## SET PROBLEM
Skip the pictures and quote all of the lines exactly.

-=-=-=-=-

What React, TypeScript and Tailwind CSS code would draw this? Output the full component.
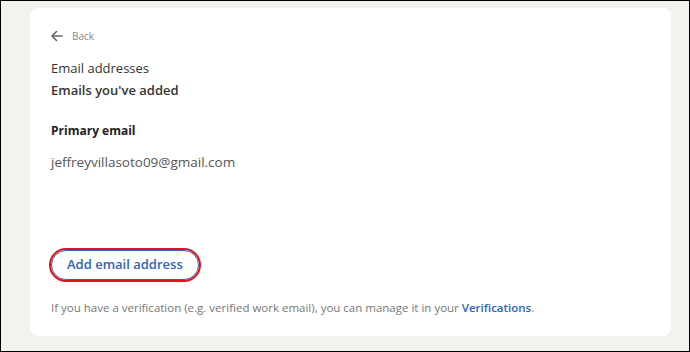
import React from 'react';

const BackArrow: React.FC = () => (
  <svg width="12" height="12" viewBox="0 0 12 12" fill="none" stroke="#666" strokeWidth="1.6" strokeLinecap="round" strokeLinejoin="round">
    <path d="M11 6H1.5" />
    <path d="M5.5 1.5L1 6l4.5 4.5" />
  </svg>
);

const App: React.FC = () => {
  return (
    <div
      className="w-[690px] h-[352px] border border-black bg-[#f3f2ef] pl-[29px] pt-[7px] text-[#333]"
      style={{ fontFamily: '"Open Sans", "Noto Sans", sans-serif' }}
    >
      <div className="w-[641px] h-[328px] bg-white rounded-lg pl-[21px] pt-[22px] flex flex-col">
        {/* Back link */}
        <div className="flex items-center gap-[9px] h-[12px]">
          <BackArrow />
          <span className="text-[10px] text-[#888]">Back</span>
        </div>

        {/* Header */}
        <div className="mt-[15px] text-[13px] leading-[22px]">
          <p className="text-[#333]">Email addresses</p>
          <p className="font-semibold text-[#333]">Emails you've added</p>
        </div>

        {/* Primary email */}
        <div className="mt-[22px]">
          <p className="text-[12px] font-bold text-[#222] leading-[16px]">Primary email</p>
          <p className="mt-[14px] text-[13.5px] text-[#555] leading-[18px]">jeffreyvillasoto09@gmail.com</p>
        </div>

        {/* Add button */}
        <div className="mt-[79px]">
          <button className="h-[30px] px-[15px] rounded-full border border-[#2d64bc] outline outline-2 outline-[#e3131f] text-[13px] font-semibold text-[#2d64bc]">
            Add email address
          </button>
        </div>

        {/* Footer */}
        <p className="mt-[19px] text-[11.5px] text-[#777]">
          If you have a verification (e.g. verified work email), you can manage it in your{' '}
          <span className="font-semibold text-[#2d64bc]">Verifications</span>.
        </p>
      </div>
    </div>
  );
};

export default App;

-=-=-=-=-

## SOLUTION
What React, TypeScript and Tailwind CSS code would draw this? Output the full component.
import React from 'react';

const BackArrow: React.FC = () => (
  <svg width="12" height="12" viewBox="0 0 12 12" fill="none" stroke="#666" strokeWidth="1.6" strokeLinecap="round" strokeLinejoin="round">
    <path d="M11 6H1.5" />
    <path d="M5.5 1.5L1 6l4.5 4.5" />
  </svg>
);

const App: React.FC = () => {
  return (
    <div
      className="w-[690px] h-[352px] border border-black bg-[#f3f2ef] pl-[29px] pt-[7px] text-[#333]"
      style={{ fontFamily: '"Open Sans", "Noto Sans", sans-serif' }}
    >
      <div className="w-[641px] h-[328px] bg-white rounded-lg pl-[21px] pt-[22px] flex flex-col">
        {/* Back link */}
        <div className="flex items-center gap-[9px] h-[12px]">
          <BackArrow />
          <span className="text-[10px] text-[#888]">Back</span>
        </div>

        {/* Header */}
        <div className="mt-[15px] text-[13px] leading-[22px]">
          <p className="text-[#333]">Email addresses</p>
          <p className="font-semibold text-[#333]">Emails you've added</p>
        </div>

        {/* Primary email */}
        <div className="mt-[22px]">
          <p className="text-[12px] font-bold text-[#222] leading-[16px]">Primary email</p>
          <p className="mt-[14px] text-[13.5px] text-[#555] leading-[18px]">jeffreyvillasoto09@gmail.com</p>
        </div>

        {/* Add button */}
        <div className="mt-[79px]">
          <button className="h-[30px] px-[15px] rounded-full border border-[#2d64bc] outline outline-2 outline-[#e3131f] text-[13px] font-semibold text-[#2d64bc]">
            Add email address
          </button>
        </div>

        {/* Footer */}
        <p className="mt-[19px] text-[11.5px] text-[#777]">
          If you have a verification (e.g. verified work email), you can manage it in your{' '}
          <span className="font-semibold text-[#2d64bc]">Verifications</span>.
        </p>
      </div>
    </div>
  );
};

export default App;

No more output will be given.